The NPR Network will be reporting live from Chicago throughout the week bringing you the latest on the Democratic National Convention.
A familiar tune — particularly for fans of the Chicago Bulls in the 1990s — blasted through the speakers of the United Center on Monday evening.
And a familiar face to Bulls fans of that era, NBA champion player and coach Steve Kerr, took the stage to “Sirius” by the Alan Parsons Project — not to drain 3-pointers, but to rally the crowd for Vice President Harris and her running mate, Minnesota Gov. Tim Walz.
Fresh off coaching Team USA to a fifth straight Olympic gold medal in Paris, Kerr said it was “so fun to be back here in the United Center. And as you guys know, a lot of good stuff has happened in this building, especially in the '90s.”
“You young people, Google ‘Michael Jordan,’” he quipped.
As for the Democratic ticket, Kerr said both Harris and Walz, a former high school football coach, displayed the qualities of true leaders.
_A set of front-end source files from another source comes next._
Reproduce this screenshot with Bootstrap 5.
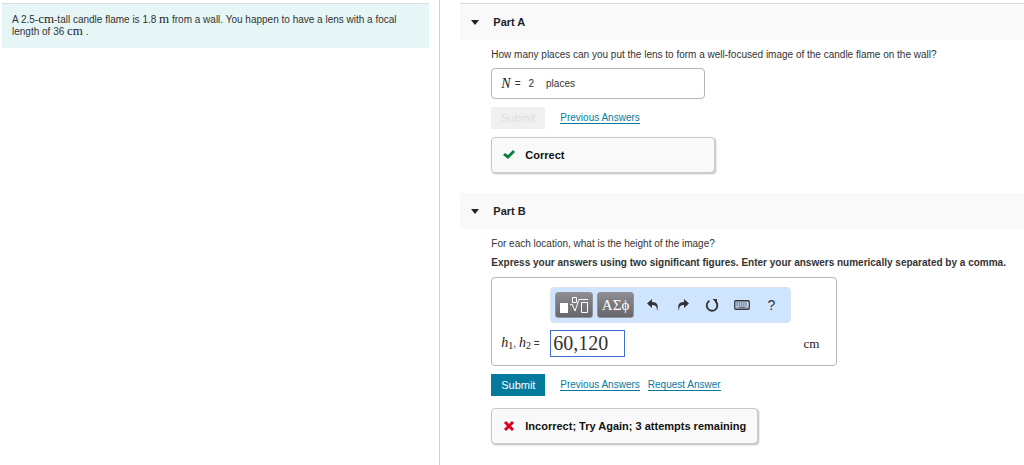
<!DOCTYPE html>
<html lang="en">
<head>
<meta charset="utf-8">
<meta name="viewport" content="width=device-width, initial-scale=1">
<title>Candle and lens problem</title>
<link href="https://cdn.jsdelivr.net/npm/bootstrap@5.3.0/dist/css/bootstrap.min.css" rel="stylesheet">
<style>
body{font-family:"Liberation Sans",Arial,sans-serif;font-size:10px;line-height:12px;color:#333;background:#fff}
.problem-pane{flex:0 0 43%;border-right:1px solid #ccd3dc;padding:3px 10px 0 2px}
.intro{background:#e6f6f7;border-top:1px solid #d5dfe0;padding:10px 20px 10px 10px}
.unit{font-family:"Liberation Serif",serif;font-size:13px;line-height:10px;color:#222}
.var{font-family:"Liberation Serif",serif;font-style:italic;font-size:14px;color:#222}
.var sub{font-style:normal;font-size:10px;bottom:-2px}
.part-pane{min-width:0;padding:3px 0 16px 20px}
.part + .part{margin-top:20px}
.part-head{background:#f9f9f9;height:36px;padding-left:11px;gap:14px}
.part-head.first{border-top:1px solid #dcdcdc;height:37px}
.part-head h2{font-size:11px;line-height:14px;font-weight:700;color:#222;margin:0}
.toggle{border:0;background:none;padding:0;width:8px;height:14px;display:flex;align-items:center}
.part-body{padding-left:31px}
.question{padding-top:9px;margin-bottom:7px}
.answer{border:1px solid #b3b3b3;border-radius:4px;background:#fff}
.answer-a{max-width:214px;height:31px;padding:0 9px}
.answer-b{max-width:346px;height:89px;padding:9px 17px 8px 9px}
.btn-answer{--bs-btn-font-size:11px;--bs-btn-line-height:14px;--bs-btn-padding-x:8px;--bs-btn-padding-y:4px;--bs-btn-border-radius:0;--bs-btn-border-width:0;--bs-btn-color:#fff;--bs-btn-bg:#047a9c;--bs-btn-hover-color:#fff;--bs-btn-hover-bg:#036582;--bs-btn-disabled-color:#dedede;--bs-btn-disabled-bg:#f0f0f0;--bs-btn-disabled-opacity:1;width:54px;height:22px}
.actions{gap:8px}
.actions .btn-answer{margin-right:7px}
.actions a{color:#047a9c;text-decoration:none;border-bottom:1px solid #047a9c;line-height:11px}
.feedback{border:1px solid #c9c9c9;border-radius:4px;background:#f9f9f9;box-shadow:1px 1px 2px #bbb;height:36px;padding:0 11px;gap:10px;font-size:11px;font-weight:700;color:#111}
.feedback.short{width:100%;max-width:224px}
.toolbar{background:#cfe5ff;border:1px solid #dbe3ec;border-radius:4px;width:241px;height:36px;padding:0 4px;margin-left:49px}
.tool-dark{border:1px solid #929298;border-radius:3px;background:linear-gradient(#8c8c91,#66666b);color:#fff;width:38px;height:26px;padding:0;font:15px "Liberation Serif",serif;line-height:24px;display:flex;align-items:center;justify-content:center}
.tool{border:0;background:none;padding:0;width:30px;height:26px;color:#333;font-size:14px;display:flex;align-items:center;justify-content:center}
.math-input{width:75px;height:27px;border:1px solid #3c6fd1;border-radius:0;padding:0 2px;font:20px "Liberation Serif",serif;color:#333}
.label-col{width:49px}
</style>
</head>
<body>
<div class="d-flex min-vh-100">
  <aside class="problem-pane">
    <p class="intro mb-0">A 2.5-<span class="unit">cm</span>-tall candle flame is 1.8 <span class="unit">m</span> from a wall. You happen to have a lens with a focal length of 36 <span class="unit">cm</span> .</p>
  </aside>
  <main class="part-pane flex-grow-1">
    <section class="part">
      <header class="part-head first d-flex align-items-center">
        <button type="button" class="toggle" aria-label="Collapse Part A"><svg width="8" height="5" viewBox="0 0 8 5"><path fill="#222" d="M0 0h8L4 5z"/></svg></button>
        <h2>Part A</h2>
      </header>
      <div class="part-body">
        <p class="question">How many places can you put the lens to form a well-focused image of the candle flame on the wall?</p>
        <div class="answer answer-a d-flex align-items-center mb-2"><span class="var">N</span><span class="ms-1">=</span><span class="ms-2">2</span><span class="ms-2 ps-1">places</span></div>
        <div class="actions d-flex align-items-center mb-2">
          <button type="button" class="btn btn-answer" disabled>Submit</button>
          <a href="#">Previous Answers</a>
        </div>
        <div class="feedback short d-flex align-items-center">
          <svg width="12" height="10" viewBox="0 0 12 10"><path fill="#087f3b" d="M0 5l2-2 3 2L10 0l2 2-7 7z"/></svg><span>Correct</span>
        </div>
      </div>
    </section>
    <section class="part">
      <header class="part-head d-flex align-items-center">
        <button type="button" class="toggle" aria-label="Collapse Part B"><svg width="8" height="5" viewBox="0 0 8 5"><path fill="#222" d="M0 0h8L4 5z"/></svg></button>
        <h2>Part B</h2>
      </header>
      <div class="part-body">
        <p class="question">For each location, what is the height of the image?</p>
        <p class="mb-2 fw-bold">Express your answers using two significant figures. Enter your answers numerically separated by a comma.</p>
        <div class="answer answer-b d-flex flex-column justify-content-between mb-2">
          <div class="toolbar d-flex align-items-center" role="toolbar" aria-label="Equation tools">
            <button type="button" class="tool-dark me-1" aria-label="Templates"><svg width="30" height="20" viewBox="0 0 30 20"><path fill="#fff" d="M1 8h8v10H1z"/><path fill="none" stroke="#fff" d="M13.500 2.500h4v5h-4zM11 10l2-1 3 7L20 4.500h9M22.500 7.500h6v10h-6z"/></svg></button>
            <button type="button" class="tool-dark" aria-label="Greek letters">ΑΣϕ</button>
            <button type="button" class="tool ms-1" aria-label="Undo"><svg width="12" height="12" viewBox="0 0 12 12"><path fill="#333" d="M0 4.500L5 0v3c5 0 7 3 5 9 0-4-1-6-5-6v3z"/></svg></button>
            <button type="button" class="tool" aria-label="Redo"><svg width="12" height="12" viewBox="0 0 12 12"><path fill="#333" d="M12 4.500L7 0v3c-5 0-7 3-5 9 0-4 1-6 5-6v3z"/></svg></button>
            <button type="button" class="tool" aria-label="Reset"><svg width="14" height="14" viewBox="0 0 14 14"><path fill="none" stroke="#333" stroke-width="1.800" d="M10.300 3.300A5.300 5.300 0 1 1 4.500 2.800"/><path fill="#333" d="M7.500 1h4.500v4.500z"/></svg></button>
            <button type="button" class="tool" aria-label="Keyboard"><svg width="16" height="10" viewBox="0 0 16 10"><rect x=".75" y=".75" width="14.500" height="8.500" rx="1" fill="none" stroke="#333" stroke-width="1.300"/><path stroke="#333" stroke-dasharray="1.500 .7" d="M2.500 3h11M2.500 5h11"/><path stroke="#333" d="M2.500 7.200h1M4.500 7.200h7M12.500 7.200h1"/></svg></button>
            <button type="button" class="tool" aria-label="Help">?</button>
          </div>
          <div class="d-flex align-items-center">
            <label class="label-col" for="heights"><span class="var">h<sub>1</sub></span>, <span class="var">h<sub>2</sub></span> =</label>
            <input id="heights" class="math-input" type="text" value="60,120">
            <span class="unit ms-auto">cm</span>
          </div>
        </div>
        <div class="actions d-flex align-items-center mb-2 pb-1">
          <button type="button" class="btn btn-answer">Submit</button>
          <a href="#">Previous Answers</a>
          <a href="#">Request Answer</a>
        </div>
        <div class="feedback d-inline-flex align-items-center">
          <svg width="12" height="12" viewBox="0 0 12 12"><path fill="none" stroke="#db0020" stroke-width="3" d="M2 2l8 8M10 2l-8 8"/></svg><span>Incorrect; Try Again; 3 attempts remaining</span>
        </div>
      </div>
    </section>
  </main>
</div>
<script src="https://cdn.jsdelivr.net/npm/bootstrap@5.3.0/dist/js/bootstrap.bundle.min.js"></script>
</body>
</html>
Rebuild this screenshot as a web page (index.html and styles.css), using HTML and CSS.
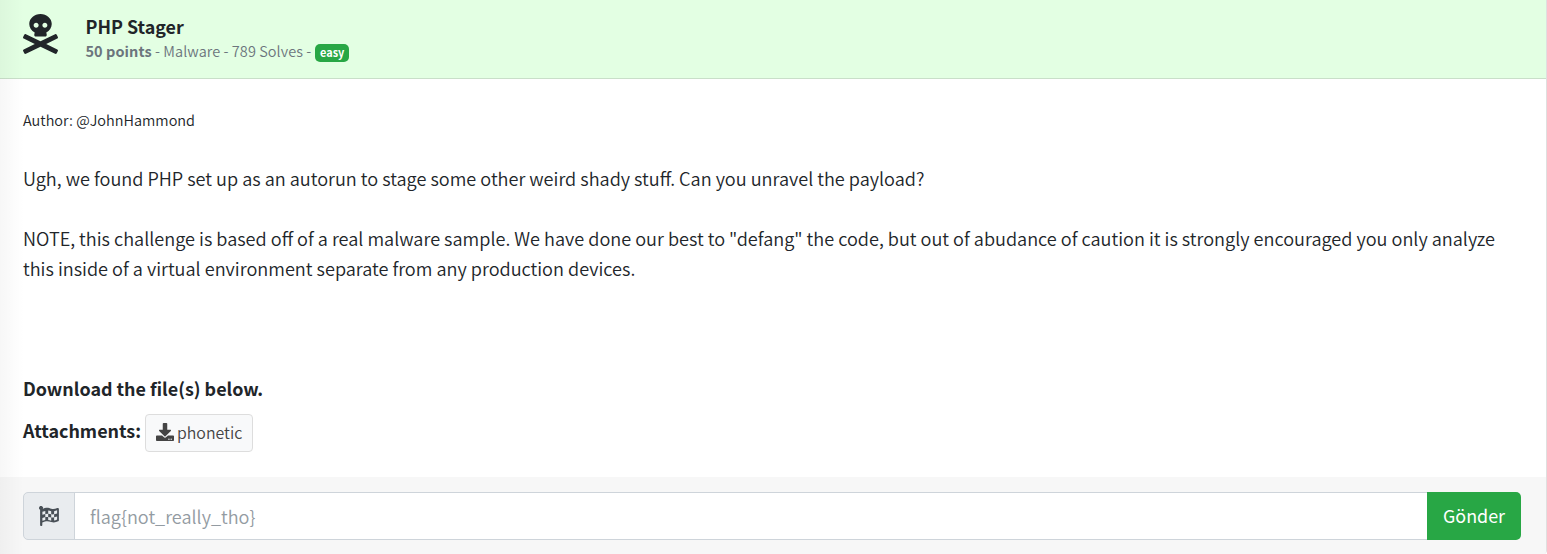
FILE: index.html
```html
<!DOCTYPE html>
<html lang="en">
<head>
<meta charset="utf-8">
<title>PHP Stager</title>
<link rel="stylesheet" href="styles.css">
</head>
<body>
<main class="card">
  <header class="card-header">
    <svg class="skull" viewBox="0 0 448 512" fill="currentColor"><path d="M439.15 453.06L297.17 384l141.99-69.06c7.9-3.95 11.11-13.56 7.15-21.46L432 264.85c-3.95-7.9-13.56-11.11-21.47-7.16L224 348.41 37.47 257.69c-7.9-3.95-17.51-.75-21.47 7.16L1.69 293.48c-3.95 7.9-.75 17.51 7.15 21.46L150.83 384 8.85 453.06c-7.9 3.95-11.11 13.56-7.15 21.47l14.31 28.63c3.95 7.9 13.56 11.11 21.47 7.15L224 419.59l186.53 90.72c7.9 3.95 17.51.75 21.47-7.15l14.31-28.63c3.95-7.91.74-17.52-7.16-21.47zM150 237.28l-5.48 25.87c-2.67 12.62 5.42 24.85 16.45 24.85h126.08c11.03 0 19.12-12.23 16.45-24.85l-5.5-25.87c41.78-22.41 70-62.75 70-109.28C368 57.31 303.53 0 224 0S80 57.31 80 128c0 46.53 28.21 86.87 70 109.28zM280 112c17.65 0 32 14.35 32 32s-14.35 32-32 32-32-14.35-32-32 14.35-32 32-32zm-112 0c17.65 0 32 14.35 32 32s-14.35 32-32 32-32-14.35-32-32 14.35-32 32-32z"/></svg>
    <div class="heading">
      <h1 class="title">PHP Stager</h1>
      <div class="meta"><span><b>50 points</b> - Malware - 789 Solves -</span><span class="badge">easy</span></div>
    </div>
  </header>
  <section class="card-body">
    <p class="author">Author: @JohnHammond</p>
    <p class="text">Ugh, we found PHP set up as an autorun to stage some other weird shady stuff. Can you unravel the payload?</p>
    <p class="text note">NOTE, this challenge is based off of a real malware sample. We have done our best to "defang" the code, but out of abudance of caution it is strongly encouraged you only analyze<br>this inside of a virtual environment separate from any production devices.</p>
    <p class="download">Download the file(s) below.</p>
    <div class="attachments">
      <span class="label">Attachments:</span>
      <a class="file"><svg class="file-icon" viewBox="0 0 512 512" fill="currentColor"><path d="M216 0h80c13.3 0 24 10.7 24 24v168h87.7c17.8 0 26.7 21.5 14.1 34.1L269.7 378.3c-7.5 7.5-19.8 7.5-27.3 0L90.1 226.1c-12.6-12.6-3.7-34.1 14.1-34.1H192V24c0-13.3 10.7-24 24-24zm296 376v112c0 13.3-10.7 24-24 24H24c-13.3 0-24-10.7-24-24V376c0-13.3 10.7-24 24-24h146.7l49 49c20.1 20.1 52.5 20.1 72.6 0l49-49H488c13.3 0 24 10.7 24 24zm-124 88c0-11-9-20-20-20s-20 9-20 20 9 20 20 20 20-9 20-20zm64 0c0-11-9-20-20-20s-20 9-20 20 9 20 20 20 20-9 20-20z"/></svg><span class="file-name">phonetic</span></a>
    </div>
  </section>
  <footer class="card-footer">
    <span class="prefix"><svg class="flag" viewBox="0 0 20 20" fill="currentColor"><path fill-rule="evenodd" d="M1.1 3.7A2 2 0 1 1 3.8 2.9C7.5 1 10 2 12.3 2.8c2 .6 4 .1 6-.8 .8-.3 1.6.1 1.6 1v11.2c0 .5-.2.9-.7 1.1-2.5 1.3-4.8 1.4-7 .7-2.7-.9-5-1.3-8.9.4V19c0 .6-.4 1-1 1h-.3c-.6 0-.9-.4-.9-1zM3.4 5.8v3L6.3 8V4.9zM6.3 8v3.1l2.9-.2V7.7zM9.2 4.6v3.1c1 .1 2 .4 3 .6V5.2c-1-.2-2-.5-3-.6zM12.2 8.3v3.1c1 .2 2 .2 2.9-.1V8.3c-1 .2-2 .2-2.9 0zM15.1 5.2v3.1l3-.9V4.2zM3.4 11.9v2.9l2.9-.8v-2.9zM9.2 10.9V14c1 .1 2 .4 3 .7v-3.3c-1-.2-2-.4-3-.5zM15.1 11.3v3.3c1-.1 2-.5 3-1v-3.1z"/></svg></span>
    <input class="flag-input" type="text" placeholder="flag{not_really_tho}">
    <button class="submit">Gönder</button>
  </footer>
</main>
</body>
</html>
```
FILE: styles.css
```css
* { box-sizing: border-box; }
body {
  margin: 0;
  background: #fff;
  color: #212529;
  font-family: "Noto Sans CJK SC", "Noto Sans", sans-serif;
  font-size: 17.92px;
  font-weight: 350;
  line-height: 30px;
}
p, h1 { margin: 0; font-size: inherit; }
.card {
  position: relative;
  width: 1547px;
  height: 554px;
  border-right: 1px solid #dfdfdf;
  border-bottom-right-radius: 4px;
  overflow: hidden;
}
/* soft shade along the left edge */
.card::after {
  content: "";
  position: absolute;
  inset: 0 auto 0 0;
  width: 24px;
  background: linear-gradient(to right, rgba(0,0,0,.03), rgba(0,0,0,0));
  pointer-events: none;
}
.card-header {
  display: flex;
  height: 79px;
  padding: 14px 23px 0;
  background: #e3ffe3;
  border-bottom: 1px solid #c9dfc9;
}
.skull { width: 35px; height: 40px; flex: none; }
.heading { padding-left: 27.5px; }
.title { font-size: 17.9px; line-height: 24px; font-weight: 700; white-space: nowrap; }
.meta {
  display: flex;
  align-items: center;
  gap: 4px;
  height: 28px;
  color: #6c757d;
  font-size: 14.5px;
  line-height: 24px;
  white-space: nowrap;
}
.meta > span:first-child { margin-top: -2px; letter-spacing: .06px; }
.badge {
  width: 34px;
  height: 18px;
  margin-top: 1px;
  border-radius: 5px;
  background: #28a745;
  color: #fff;
  font-size: 10.9px;
  font-weight: 700;
  line-height: 17px;
  text-align: center;
}
.card-body { height: 398px; padding: 26px 23px 0; }
.author { font-size: 14.47px; white-space: nowrap; }
.text { margin-top: 28px; font-size: 18.11px; white-space: nowrap; }
.note { margin-top: 30px; }
.download { margin-top: 90px; font-weight: 700; }
.attachments { display: flex; gap: 4px; margin-top: 11px; }
.label { line-height: 32px; font-weight: 700; }
.file {
  display: flex;
  align-items: center;
  gap: 3px;
  width: 108px;
  height: 38px;
  padding-left: 10px;
  border: 1px solid #ddd;
  border-radius: 4px;
  background: #f8f9fa;
  color: #444;
  font-size: 15.9px;
}
.file-icon { width: 18px; height: 18px; margin-top: -2px; flex: none; }
.card-footer {
  display: flex;
  height: 77px;
  padding: 15px 25px 14px 23px;
  background: #f7f7f7;
}
.prefix {
  display: flex;
  align-items: center;
  justify-content: center;
  width: 52px;
  height: 48px;
  border: 1px solid #ced4da;
  border-radius: 5px 0 0 5px;
  background: #e9ecef;
  color: #495057;
}
.flag { width: 20px; height: 20px; margin-top: -1px; }
.flag-input {
  flex: 1;
  height: 48px;
  margin-left: -1px;
  padding: 0 15px;
  border: 1px solid #ced4da;
  border-right: 0;
  border-radius: 0;
  font: inherit;
  font-size: 18.08px;
  background: #fff;
}
.flag-input::placeholder { color: #939ba2; opacity: 1; }
.submit {
  width: 94px;
  height: 48px;
  padding: 0 0 2px;
  border: 0;
  border-radius: 0 5px 5px 0;
  background: #28a745;
  color: #fff;
  font: inherit;
  font-weight: 400;
}
```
“The joy, the compassion, the commitment to our country that we saw at the Olympics, that is what Kamala Harris and Tim Walz have, and it is what our country needs,” Kerr said. “Leadership, real leadership, not the kind that seeks to divide us, but the kind that recognizes and celebrates our common purpose.”
“Imagine what we could do with all 330 million of us playing on the same team,” he added. “Not as Democrats, not as Republicans, not as Libertarians, but as Americans.”
Kerr urged those listening, like himself, to get out every day and help people vote for Harris come November 5.
“That night, we can — in the words of the great Steph Curry — we can tell Donald Trump, ‘night night,’” Kerr said.